The more specific the question is, the better the quality of answers will be. So don’t write, “What can I do to be happier over the next 12 months?” That kind of question is too fuzzy for your mind. Be specific, detailed, and focused in your questions and you will find practical, effective answers.

Once you have written the question, jot down twenty answers. Let your mind flow freely. Write down every answer that comes to you. Don’t worry about whether it is right or wrong, intelligent or foolish, possible or impossible. Just come up with at least 20 answers.

For example, you could start with answers such as, “work harder,” or “work longer,” or “work faster.” Eventually you might work up to more in-depth answers such as, “change jobs,” or “introduce new products or services,” or “start my own business.”

Whatever you write, keep writing until you have at least 20 answers. If you get stuck after writing the obvious answers, write about the opposite solutions. Don’t be afraid to be ridiculous. Very often, a ridiculous answer triggers a breakthrough thought that might save you years of hard work.

Next, go back over the answers and select the one that seems to be the most appropriate for you at this moment. You will often have an instinct or feeling about a particular answer. It appeals to you for some reason. This is an unconscious suggestion that you are on the right track.

Once you’ve selected the best option, here’s a way to double the creative impact of this exercise: Transfer the answer to the top of a new page and then write 20 ideas for implementing it in your life. You will be astonished at the outpouring of creative ideas that flow from your mind through your hand and onto the paper.

                           

The second method of creative problem solving is called brainstorming. This is a form of mindstorming done with a group. In brainstorming you again start off with one problem or question, but this time, you have a variety of individuals contributing to the solution.

The keys to brainstorming are simple. First, the problem or question should be stated clearly and simply so that it is understood by each participant. Take a little time to discuss the problem questions, and then write it on a flip chart. This will dramatically increase the quality of answers generated.

The aim of the brainstorming session should be to generate the most ideas possible within a specific period of time. An effective session will last anywhere from 15 to 45 minutes, and 30 minutes is usually ideal.

The best number of participants for a brainstorming session is between four to seven people. Any less than four, and you run the risk of not having enough stimulation. Any more than seven, and you may find that there is insufficient opportunity for everyone to contribute.

Each brainstorming session requires a group leader. The role of the leader is to keep the ideas as free-flowing as possible. The group leader is a stimulator of ideas, encouraging each person to speak up with anything he or she has to contribute.

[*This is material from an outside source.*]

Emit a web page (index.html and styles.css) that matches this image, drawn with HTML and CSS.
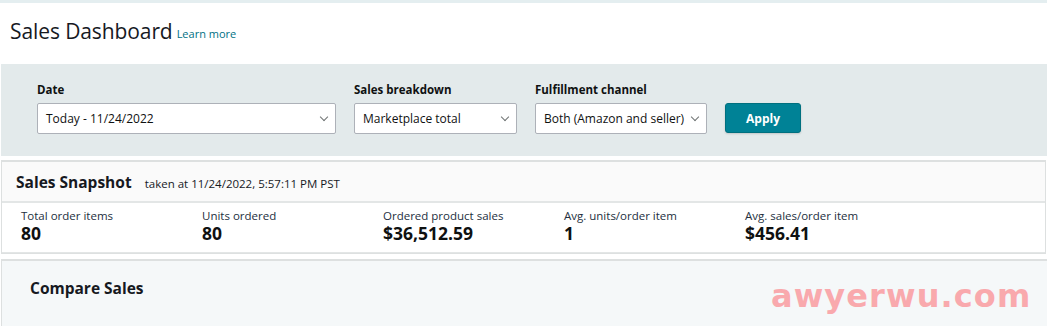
FILE: index.html
```html
<!DOCTYPE html>
<html lang="en">
<head>
  <meta charset="UTF-8" />
  <meta name="viewport" content="width=device-width, initial-scale=1.0"/>
  <title>Sales Dashboard</title>
  <link rel="stylesheet" href="styles.css">
</head>
<body>

<div class="topstrip"></div>

<!-- PAGE TITLE -->
<div class="page-title">
  <h1>Sales Dashboard</h1>
  <a href="#" class="learn">Learn more</a>
</div>

<!-- FILTERS -->
<div class="filters">
  <div class="field">
    <label>Date</label>
    <div class="select w-date">Today - 11/24/2022<span class="caret"></span></div>
  </div>
  <div class="field">
    <label>Sales breakdown</label>
    <div class="select w-break">Marketplace total<span class="caret"></span></div>
  </div>
  <div class="field">
    <label>Fulfillment channel</label>
    <div class="select w-ful">Both (Amazon and seller)<span class="caret"></span></div>
  </div>
  <button class="apply">Apply</button>
</div>

<!-- SNAPSHOT -->
<div class="snapshot">
  <div class="snap-head">
    <h2>Sales Snapshot</h2>
    <span class="taken">taken at 11/24/2022, 5:57:11 PM PST</span>
  </div>
  <div class="metrics">
    <div class="metric"><div class="m-label">Total order items</div><div class="m-value">80</div></div>
    <div class="metric"><div class="m-label">Units ordered</div><div class="m-value">80</div></div>
    <div class="metric"><div class="m-label">Ordered product sales</div><div class="m-value">$36,512.59</div></div>
    <div class="metric"><div class="m-label">Avg. units/order item</div><div class="m-value">1</div></div>
    <div class="metric"><div class="m-label">Avg. sales/order item</div><div class="m-value">$456.41</div></div>
  </div>
</div>

<!-- COMPARE -->
<div class="compare">
  <h2>Compare Sales</h2>
  <div class="watermark">awyerwu.com</div>
</div>

</body>
</html>
```

FILE: styles.css
```css
* { box-sizing: border-box; }
body, html {
  margin: 0; padding: 0;
  font-family: 'Open Sans', 'Noto Sans', sans-serif;
  background: #fff;
  color: #0f1111;
  overflow: hidden;
}
.topstrip { height: 3px; background: #e4eef0; }

.page-title { display: flex; align-items: baseline; padding: 14px 10px 0; height: 61px; }
.page-title h1 { margin: 0; font-size: 21px; font-weight: 400; color: #16191f; letter-spacing: -0.1px; }
.learn { font-size: 11px; color: #007185; text-decoration: none; margin-left: 4px; position: relative; top: -1px; }

.filters {
  background: #e3eaeb;
  height: 92px;
  margin-left: 1px;
  display: flex; align-items: flex-end;
  padding: 0 0 22px 36px;
}
.field { margin-right: 18px; }
.field label { display: block; font-size: 11.5px; font-weight: 700; margin-bottom: 6px; color: #0f1111; }
.select {
  height: 31px; background: #fff; border: 1px solid #adb1b8; border-radius: 2px;
  font-size: 12px; line-height: 29px; padding-left: 8px; color: #0f1111;
  position: relative;
}
.w-date { width: 299px; }
.w-break { width: 163px; }
.w-ful { width: 172px; }
.caret {
  position: absolute; right: 8px; top: 10px;
  width: 6px; height: 6px;
  border-right: 1.5px solid #6f7373; border-bottom: 1.5px solid #6f7373;
  transform: rotate(45deg);
}
.apply {
  width: 76px; height: 30px; margin-bottom: 1px;
  background: #008296; color: #fff; border: 1px solid #00707f; border-radius: 3px;
  font-family: inherit; font-size: 12px; font-weight: 700;
  box-shadow: 0 1px 2px rgba(0,0,0,0.15);
}

.snapshot {
  margin: 4px 1px 0 1px;
  border: 1px solid #dde0e0;
  border-top-width: 2px;
}
.snap-head {
  display: flex; align-items: baseline;
  height: 41px; padding: 9px 0 0 14px;
  background: #fafafa; border-bottom: 2px solid #e3e6e6;
}
.snap-head h2 { margin: 0; font-size: 15.5px; font-weight: 700; color: #16191f; }
.taken { font-size: 11.5px; margin-left: 13px; color: #16191f; }
.metrics { display: flex; padding: 5px 0 9px 19px; border-bottom: 1px solid #e3e6e6; }
.metric { width: 181px; }
.m-label { font-size: 11.5px; color: #232f3e; line-height: 15px; }
.m-value { font-size: 17.5px; font-weight: 700; line-height: 20px; color: #0f1111; }

.compare {
  position: relative;
  margin: 5px 0 0 1px;
  height: 80px;
  background: #f5f8f9;
  border-top: 2px solid #dde0e0;
  border-left: 1px solid #dde0e0;
  padding: 16px 0 0 28px;
}
.compare h2 { margin: 0; font-size: 15.5px; font-weight: 700; color: #16191f; }
.watermark {
  position: absolute; left: 769px; top: 16px;
  font-family: 'DejaVu Sans', sans-serif; font-size: 32px; font-weight: 700;
  color: #f9a9ad; letter-spacing: 1.1px;
}
```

The most important rule of brainstorming is to avoid evaluating the ideas during the process. The focus is on quantity, not quality. Evaluation and discussion of the ideas will take place at a separate session, away from the original brainstorming.

There should also be a recorder at each session. This person will write down every idea as it is generated so that the list can be typed up and circulated at a later time.

The final keys to successful brainstorming are positive emotions, laughter, ridiculous ideas, and absolutely no criticism of any kind. The group leader needs to ensure that no one says anything that throws water on the ideas of anyone else. When I conduct brainstorming sessions, I find that the best way to get going is to first agree on the question or problem, and second, to go around the table one by one. Pretty soon, everyone will start to contribute and the session is off and running.

When it comes to evaluating the ideas in a later session, it can be helpful to bring together an entirely different group of people. This group will consider the ideas without the ego involvement and emotional attachment of the original group. As a result, they will be able to assess the ideas far more objectively.

The amazing thing about mindstorming and brainstorming is that virtually anyone can come up with an incredible number of ideas when stimulated by one or both of these methods. And you can never tell which ideas are going to provide the breakthrough solution that you need. So go for quantity, because the more ideas you generate, the greater the likelihood that you will have exactly the idea that you need at exactly the right time.

By practicing mindstorming and brainstorming on a regular basis, you can unleash a torrent of ideas that will enable you to accomplish your goals faster than you ever believed possible. Today, in the information age, ideas are the most valuable tools of production. And since your ability to generate innovative, effective, usable ideas is virtually unlimited, your future is unlimited as well.